+++ Recorded information +++

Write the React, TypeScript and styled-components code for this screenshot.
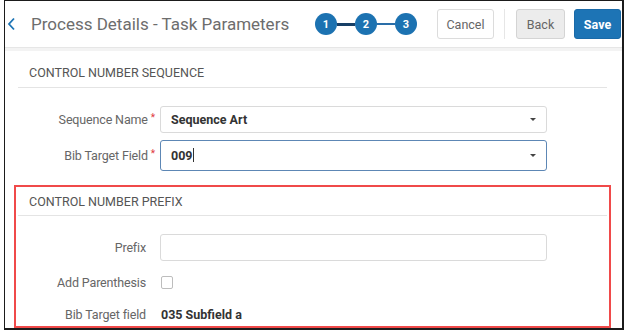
import React from 'react';
import styled, { createGlobalStyle } from 'styled-components';

const GlobalStyle = createGlobalStyle`
  html, body {
    margin: 0;
    padding: 0;
    background: #ffffff;
  }
  body {
    font-family: Roboto, "Liberation Sans", Arial, sans-serif;
  }
`;

const Frame = styled.div`
  box-sizing: border-box;
  margin-left: 4px;
  width: 620px;
  height: 330px;
  border: 1.5px solid #1b1b1b;
  border-right-width: 2px;
  border-bottom-width: 2px;
  display: flex;
  flex-direction: column;
  overflow: hidden;
`;

const Header = styled.header`
  display: flex;
  align-items: center;
  height: 48px;
  padding: 0 0 0 2px;
  border-bottom: 1px solid #e6e6e6;
  white-space: nowrap;
  & > * {
    flex-shrink: 0;
  }
`;

const BackArrow = styled.span`
  display: flex;
  align-items: center;
  width: 18px;
  margin-right: 6px;
`;

const Title = styled.h1`
  margin: 0;
  width: 258px;
  font-size: 17px;
  font-weight: 400;
  color: #6d6d6d;
`;

const Steps = styled.div`
  display: flex;
  align-items: center;
  margin-left: 26px;
`;

const Step = styled.div`
  width: 22px;
  height: 22px;
  border-radius: 50%;
  background: #1c72b1;
  color: #ffffff;
  font-size: 11px;
  font-weight: 700;
  display: flex;
  align-items: center;
  justify-content: center;
`;

const Connector = styled.div<{ $done?: boolean }>`
  width: 18px;
  height: ${(p) => (p.$done ? 3 : 2)}px;
  background: ${(p) => (p.$done ? '#173f66' : '#2a6ea8')};
`;

const Actions = styled.div`
  display: flex;
  align-items: center;
  margin-left: 20px;
`;

const Button = styled.button<{ $variant?: 'plain' | 'muted' | 'primary'; $w: number }>`
  box-sizing: border-box;
  width: ${(p) => p.$w}px;
  height: 30px;
  padding: 0;
  border-radius: 3px;
  font-family: Roboto, "Liberation Sans", Arial, sans-serif;
  font-size: 12.5px;
  cursor: pointer;
  border: 1px solid
    ${(p) => (p.$variant === 'primary' ? '#1a6aa8' : p.$variant === 'muted' ? '#d4d4d4' : '#dcdcdc')};
  background: ${(p) => (p.$variant === 'primary' ? '#1d74b5' : p.$variant === 'muted' ? '#ececec' : '#ffffff')};
  color: ${(p) => (p.$variant === 'primary' ? '#ffffff' : '#666666')};
  font-weight: ${(p) => (p.$variant === 'primary' ? 700 : 400)};
  & + & {
    margin-left: 9px;
  }
`;

const VDivider = styled.div`
  width: 1px;
  height: 30px;
  background: #e6e6e6;
  margin: 0 11px 0 10px;
`;

const Strip = styled.div`
  height: 3px;
  background: #f3f3f3;
`;

const Body = styled.main`
  display: flex;
  flex-direction: column;
  padding: 0 11px 0 9px;
`;

const Section = styled.section<{ $highlight?: boolean }>`
  box-sizing: border-box;
  display: flex;
  flex-direction: column;
  border: 2px solid ${(p) => (p.$highlight ? '#f04a4a' : 'transparent')};
  padding: 0 2px 0 2px;
  overflow: hidden;
`;

const SectionTitle = styled.h2<{ $h: number; $pt: number }>`
  box-sizing: border-box;
  flex-shrink: 0;
  margin: 0;
  display: flex;
  align-items: center;
  height: ${(p) => p.$h}px;
  padding: ${(p) => p.$pt}px 0 0 11px;
  font-size: 12.5px;
  font-weight: 400;
  color: #555555;
  border-bottom: 1px solid #e4e4e4;
  text-transform: uppercase;
`;

const Rows = styled.div<{ $top: number }>`
  display: flex;
  flex-direction: column;
  padding-top: ${(p) => p.$top}px;
`;

const Row = styled.div<{ $h: number }>`
  display: grid;
  grid-template-columns: 137px 1fr;
  align-items: center;
  column-gap: 5px;
  flex-shrink: 0;
  height: ${(p) => p.$h}px;
`;

const Label = styled.label<{ $required?: boolean }>`
  text-align: right;
  font-size: 12.5px;
  color: #666666;
  letter-spacing: -0.15px;
  padding-right: ${(p) => (p.$required ? 0 : 9)}px;
`;

const Star = styled.span`
  color: #e0393e;
  font-size: 10px;
  margin-left: 3px;
  vertical-align: 3px;
`;

const Field = styled.div<{ $focused?: boolean; $h: number }>`
  box-sizing: border-box;
  width: 387px;
  height: ${(p) => p.$h}px;
  border: ${(p) => (p.$focused ? '1.5px solid #5d87b5' : '1px solid #dadada')};
  border-radius: 3px;
  display: flex;
  align-items: center;
  justify-content: space-between;
  padding: 0 10px 0 10px;
  font-size: 12.5px;
  font-weight: 700;
  color: #333333;
`;

const Caret = styled.span`
  width: 0;
  height: 0;
  border-left: 3px solid transparent;
  border-right: 3px solid transparent;
  border-top: 3px solid #444444;
`;

const Cursor = styled.span`
  display: inline-block;
  width: 1px;
  height: 14px;
  background: #333333;
  vertical-align: -2px;
`;

const Checkbox = styled.span`
  box-sizing: border-box;
  width: 12px;
  height: 13px;
  border: 1px solid #bdbdbd;
  border-radius: 2px;
  margin-left: 1px;
`;

const Value = styled.span`
  font-size: 12.5px;
  font-weight: 700;
  color: #333333;
  padding-left: 1px;
`;

export default function App() {
  return (
    <>
      <GlobalStyle />
      <Frame>
        <Header>
          <BackArrow>
            <svg width="9" height="14" viewBox="0 0 9 14">
              <path d="M7 1.5 L2 7 L7 12.5" fill="none" stroke="#1d74b5" strokeWidth="1.8" />
            </svg>
          </BackArrow>
          <Title>Process Details - Task Parameters</Title>
          <Steps>
            <Step>1</Step>
            <Connector $done />
            <Step>2</Step>
            <Connector />
            <Step>3</Step>
          </Steps>
          <Actions>
            <Button $variant="plain" $w={57}>
              Cancel
            </Button>
            <VDivider />
            <Button $variant="muted" $w={49}>
              Back
            </Button>
            <Button $variant="primary" $w={47}>
              Save
            </Button>
          </Actions>
        </Header>
        <Strip />
        <Body>
          <Section>
            <SectionTitle $h={35} $pt={4}>Control Number Sequence</SectionTitle>
            <Rows $top={14}>
              <Row $h={35}>
                <Label $required>
                  Sequence Name<Star>*</Star>
                </Label>
                <Field $h={27}>
                  <span>Sequence Art</span>
                  <Caret />
                </Field>
              </Row>
              <Row $h={36}>
                <Label $required>
                  Bib Target Field<Star>*</Star>
                </Label>
                <Field $h={31} $focused>
                  <span>
                    009
                    <Cursor />
                  </span>
                  <Caret />
                </Field>
              </Row>
            </Rows>
          </Section>
          <Section $highlight style={{ marginTop: 10, height: 143 }}>
            <SectionTitle $h={29} $pt={0}>Control Number Prefix</SectionTitle>
            <Rows $top={13}>
              <Row $h={36}>
                <Label>Prefix</Label>
                <Field $h={27} />
              </Row>
              <Row $h={34}>
                <Label>Add Parenthesis</Label>
                <Checkbox />
              </Row>
              <Row $h={30}>
                <Label>Bib Target field</Label>
                <Value>035 Subfield a</Value>
              </Row>
            </Rows>
          </Section>
        </Body>
      </Frame>
    </>
  );
}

+++

Replicate the material above verbatim; images stay out of the copy.

Write the React, TypeScript and styled-components code for this screenshot.
import React from 'react';
import styled, { createGlobalStyle } from 'styled-components';

const GlobalStyle = createGlobalStyle`
  html, body {
    margin: 0;
    padding: 0;
    background: #ffffff;
  }
  body {
    font-family: Roboto, "Liberation Sans", Arial, sans-serif;
  }
`;

const Frame = styled.div`
  box-sizing: border-box;
  margin-left: 4px;
  width: 620px;
  height: 330px;
  border: 1.5px solid #1b1b1b;
  border-right-width: 2px;
  border-bottom-width: 2px;
  display: flex;
  flex-direction: column;
  overflow: hidden;
`;

const Header = styled.header`
  display: flex;
  align-items: center;
  height: 48px;
  padding: 0 0 0 2px;
  border-bottom: 1px solid #e6e6e6;
  white-space: nowrap;
  & > * {
    flex-shrink: 0;
  }
`;

const BackArrow = styled.span`
  display: flex;
  align-items: center;
  width: 18px;
  margin-right: 6px;
`;

const Title = styled.h1`
  margin: 0;
  width: 258px;
  font-size: 17px;
  font-weight: 400;
  color: #6d6d6d;
`;

const Steps = styled.div`
  display: flex;
  align-items: center;
  margin-left: 26px;
`;

const Step = styled.div`
  width: 22px;
  height: 22px;
  border-radius: 50%;
  background: #1c72b1;
  color: #ffffff;
  font-size: 11px;
  font-weight: 700;
  display: flex;
  align-items: center;
  justify-content: center;
`;

const Connector = styled.div<{ $done?: boolean }>`
  width: 18px;
  height: ${(p) => (p.$done ? 3 : 2)}px;
  background: ${(p) => (p.$done ? '#173f66' : '#2a6ea8')};
`;

const Actions = styled.div`
  display: flex;
  align-items: center;
  margin-left: 20px;
`;

const Button = styled.button<{ $variant?: 'plain' | 'muted' | 'primary'; $w: number }>`
  box-sizing: border-box;
  width: ${(p) => p.$w}px;
  height: 30px;
  padding: 0;
  border-radius: 3px;
  font-family: Roboto, "Liberation Sans", Arial, sans-serif;
  font-size: 12.5px;
  cursor: pointer;
  border: 1px solid
    ${(p) => (p.$variant === 'primary' ? '#1a6aa8' : p.$variant === 'muted' ? '#d4d4d4' : '#dcdcdc')};
  background: ${(p) => (p.$variant === 'primary' ? '#1d74b5' : p.$variant === 'muted' ? '#ececec' : '#ffffff')};
  color: ${(p) => (p.$variant === 'primary' ? '#ffffff' : '#666666')};
  font-weight: ${(p) => (p.$variant === 'primary' ? 700 : 400)};
  & + & {
    margin-left: 9px;
  }
`;

const VDivider = styled.div`
  width: 1px;
  height: 30px;
  background: #e6e6e6;
  margin: 0 11px 0 10px;
`;

const Strip = styled.div`
  height: 3px;
  background: #f3f3f3;
`;

const Body = styled.main`
  display: flex;
  flex-direction: column;
  padding: 0 11px 0 9px;
`;

const Section = styled.section<{ $highlight?: boolean }>`
  box-sizing: border-box;
  display: flex;
  flex-direction: column;
  border: 2px solid ${(p) => (p.$highlight ? '#f04a4a' : 'transparent')};
  padding: 0 2px 0 2px;
  overflow: hidden;
`;

const SectionTitle = styled.h2<{ $h: number; $pt: number }>`
  box-sizing: border-box;
  flex-shrink: 0;
  margin: 0;
  display: flex;
  align-items: center;
  height: ${(p) => p.$h}px;
  padding: ${(p) => p.$pt}px 0 0 11px;
  font-size: 12.5px;
  font-weight: 400;
  color: #555555;
  border-bottom: 1px solid #e4e4e4;
  text-transform: uppercase;
`;

const Rows = styled.div<{ $top: number }>`
  display: flex;
  flex-direction: column;
  padding-top: ${(p) => p.$top}px;
`;

const Row = styled.div<{ $h: number }>`
  display: grid;
  grid-template-columns: 137px 1fr;
  align-items: center;
  column-gap: 5px;
  flex-shrink: 0;
  height: ${(p) => p.$h}px;
`;

const Label = styled.label<{ $required?: boolean }>`
  text-align: right;
  font-size: 12.5px;
  color: #666666;
  letter-spacing: -0.15px;
  padding-right: ${(p) => (p.$required ? 0 : 9)}px;
`;

const Star = styled.span`
  color: #e0393e;
  font-size: 10px;
  margin-left: 3px;
  vertical-align: 3px;
`;

const Field = styled.div<{ $focused?: boolean; $h: number }>`
  box-sizing: border-box;
  width: 387px;
  height: ${(p) => p.$h}px;
  border: ${(p) => (p.$focused ? '1.5px solid #5d87b5' : '1px solid #dadada')};
  border-radius: 3px;
  display: flex;
  align-items: center;
  justify-content: space-between;
  padding: 0 10px 0 10px;
  font-size: 12.5px;
  font-weight: 700;
  color: #333333;
`;

const Caret = styled.span`
  width: 0;
  height: 0;
  border-left: 3px solid transparent;
  border-right: 3px solid transparent;
  border-top: 3px solid #444444;
`;

const Cursor = styled.span`
  display: inline-block;
  width: 1px;
  height: 14px;
  background: #333333;
  vertical-align: -2px;
`;

const Checkbox = styled.span`
  box-sizing: border-box;
  width: 12px;
  height: 13px;
  border: 1px solid #bdbdbd;
  border-radius: 2px;
  margin-left: 1px;
`;

const Value = styled.span`
  font-size: 12.5px;
  font-weight: 700;
  color: #333333;
  padding-left: 1px;
`;

export default function App() {
  return (
    <>
      <GlobalStyle />
      <Frame>
        <Header>
          <BackArrow>
            <svg width="9" height="14" viewBox="0 0 9 14">
              <path d="M7 1.5 L2 7 L7 12.5" fill="none" stroke="#1d74b5" strokeWidth="1.8" />
            </svg>
          </BackArrow>
          <Title>Process Details - Task Parameters</Title>
          <Steps>
            <Step>1</Step>
            <Connector $done />
            <Step>2</Step>
            <Connector />
            <Step>3</Step>
          </Steps>
          <Actions>
            <Button $variant="plain" $w={57}>
              Cancel
            </Button>
            <VDivider />
            <Button $variant="muted" $w={49}>
              Back
            </Button>
            <Button $variant="primary" $w={47}>
              Save
            </Button>
          </Actions>
        </Header>
        <Strip />
        <Body>
          <Section>
            <SectionTitle $h={35} $pt={4}>Control Number Sequence</SectionTitle>
            <Rows $top={14}>
              <Row $h={35}>
                <Label $required>
                  Sequence Name<Star>*</Star>
                </Label>
                <Field $h={27}>
                  <span>Sequence Art</span>
                  <Caret />
                </Field>
              </Row>
              <Row $h={36}>
                <Label $required>
                  Bib Target Field<Star>*</Star>
                </Label>
                <Field $h={31} $focused>
                  <span>
                    009
                    <Cursor />
                  </span>
                  <Caret />
                </Field>
              </Row>
            </Rows>
          </Section>
          <Section $highlight style={{ marginTop: 10, height: 143 }}>
            <SectionTitle $h={29} $pt={0}>Control Number Prefix</SectionTitle>
            <Rows $top={13}>
              <Row $h={36}>
                <Label>Prefix</Label>
                <Field $h={27} />
              </Row>
              <Row $h={34}>
                <Label>Add Parenthesis</Label>
                <Checkbox />
              </Row>
              <Row $h={30}>
                <Label>Bib Target field</Label>
                <Value>035 Subfield a</Value>
              </Row>
            </Rows>
          </Section>
        </Body>
      </Frame>
    </>
  );
}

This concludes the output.